Commence donc le combat.
Et Hektôr au casque mouvant lui répondit :
Divin Aias Télamônien, prince des peuples, ne m’éprouve point comme si j’étais un faible enfant ou une femme qui ignore les travaux de la guerre. Je sais combattre et tuer les hommes, et mouvoir mon dur bouclier de la main droite ou de la main gauche, et il m’est permis de combattre audacieusement. Je sais, dans la rude bataille, de pied ferme marcher au son d’Arès, et me jeter dans la mêlée sur mes cavales rapides. Mais je ne veux point frapper un homme tel que toi par surprise, mais en face, si je puis.
Il parla ainsi, et il lança sa longue pique vibrante et frappa le grand bouclier d’Aias. Et la pique irrésistible pénétra à travers les sept peaux de bœuf jusqu’à la dernière lame d’airain. Et le divin Aias lança aussi sa longue pique, et il en frappa le bouclier égal du Priamide; et la pique solide pénétra dans le bouclier éclatant, et, perçant la cuirasse artistement faite, déchira la tunique sur le flanc. Mais le Priamide se courba et évita la noire Kèr.

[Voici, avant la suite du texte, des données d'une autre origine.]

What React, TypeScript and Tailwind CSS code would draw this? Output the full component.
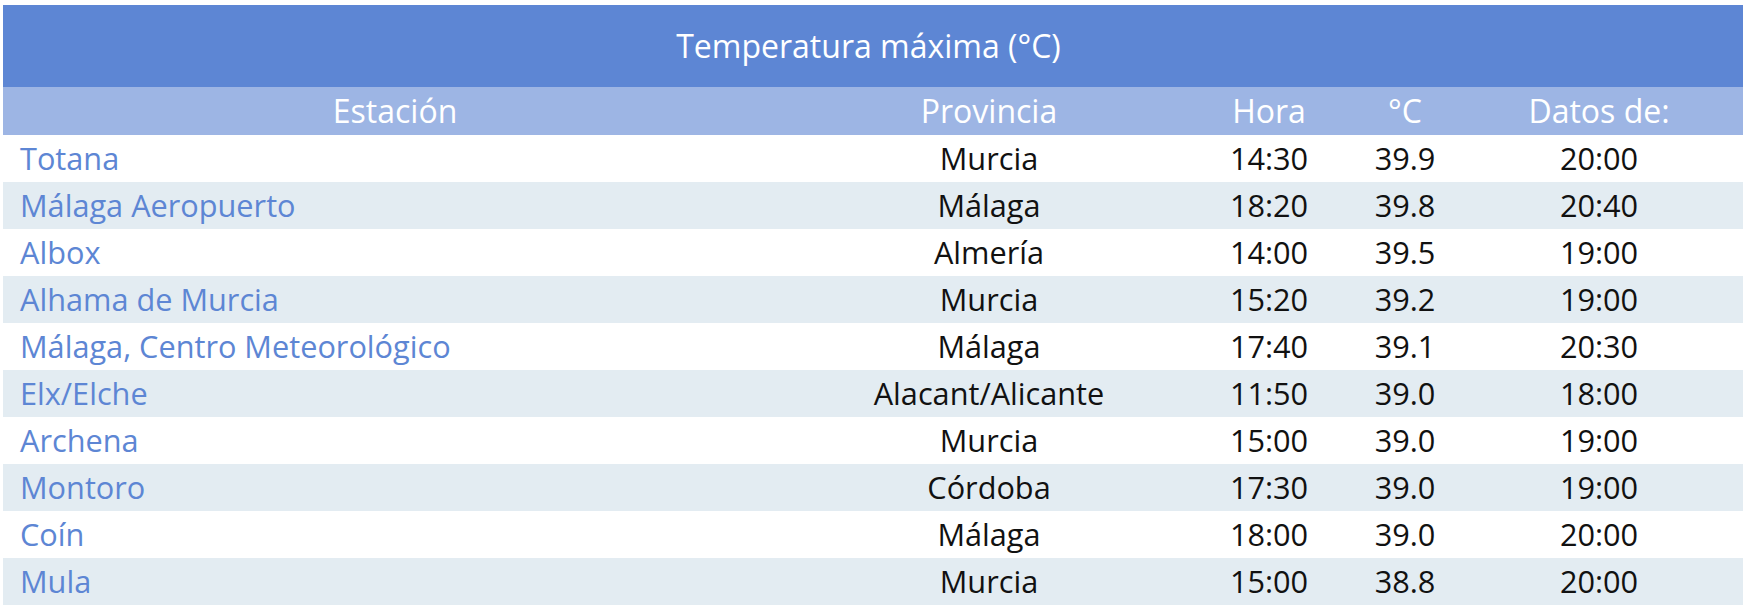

Et tous deux, relevant leurs piques, se ruèrent, semblables à des lions mangeurs de chair crue, ou à des sangliers dont la vigueur est grande. Et le Priamide frappa de sa pique le milieu du bouclier, mais il n’en perça point l’airain, et la pointe s’y tordit et Ajas. bondissant, frappa le bouclier, qu’il traversa de sa pique; et il arrêta Hektôr qui se ruait, et il lui blessa la gorge, et un sang noir en jaillit. Mais Hektôr au casque mouvant ne cessa point de combattre, et, reculant, il prit de sa forte main une pierre grande, noire et rugueuse, qui gisait sur la plaine, et il frappa le milieu du grand bouclier couvert de sept peaux de bœuf, et l’airain résonna sourdement. Et Ajas, soulevant à son tour une pierre plus grande encore, la lança en lui imprimant une force immense. Et, de cette pierre, il brisa le bouclier, et les genoux du Priamide fléchirent, et il tomba à la renverse sous le bouclier. Mais Apollôn le releva aussitôt. Et déjà ils se seraient frappés tous deux de leurs épées, en se ruant l’un contre l’autre, si les hérauts, messagers de Zeus et des hommes, n’étaient survenus, l’un du côté des Troiens, l’autre du côté des Akhaiens cuirassés, Talthybios et Idaios, sages tous deux. Et ils levèrent leurs sceptres entre les deux guerriers, et Idaios, plein de conseils prudents, leur dit :
Ne combattez pas plus longtemps, mes chers fils. Zeus qui amasse les nuées vous aime tous deux, et tous deux vous êtes très braves, comme nous le savons tous. Mais voici la nuit, et il est bon d’obéir à la nuit.
Et le Télamônien Aias lui répondit :
Idaios, ordonne à Hektôr de parler. C’est lui qui a provoqué au combat les plus braves d’entre nous. Qu’il décide, et j’obéirai, et je ferai ce qu’il fera. Et le grand Hektôr au casque mouvant lui répondit :
Aias, un Dieu t’a donné la prudence, la force et la grandeur, et tu l’emportes par ta lance sur tous les Akhaiens. Cessons pour aujourd’hui la lutte et le combat. Nous combattrons de nouveau plus tard, jusqu’à ce qu’un Dieu en décide et donne à l’un de nous la victoire. Voici la nuit, et il est bon d’obéir à la nuit, afin que tu réjouisses, auprès des nefs Akhaiennes, tes concitoyens et tes compagnons, et que j’aille, dans la grande ville du roi Priamos, réjouir les Troiens et les Troiennes ornées de longues robes, qui prieront pour moi dans les temples divins. Mais faisons nous de mutuels et illustres dons, afin que les Akhaiens et les Troiens disent : ils ont combattu pour la discorde qui brûle le cœur, et voici qu’ils se sont séparés avec amitié.
Ayant ainsi parlé, il offrit à Aias l’épée aux clous d’argent, avec la gaîne et les courroies artistement travaillées, et Aias lui donna un ceinturon éclatant, couleur de pourpre. Et ils se retirèrent, l’un vers l’armée des Akhaiens, l’autre vers les Troiens.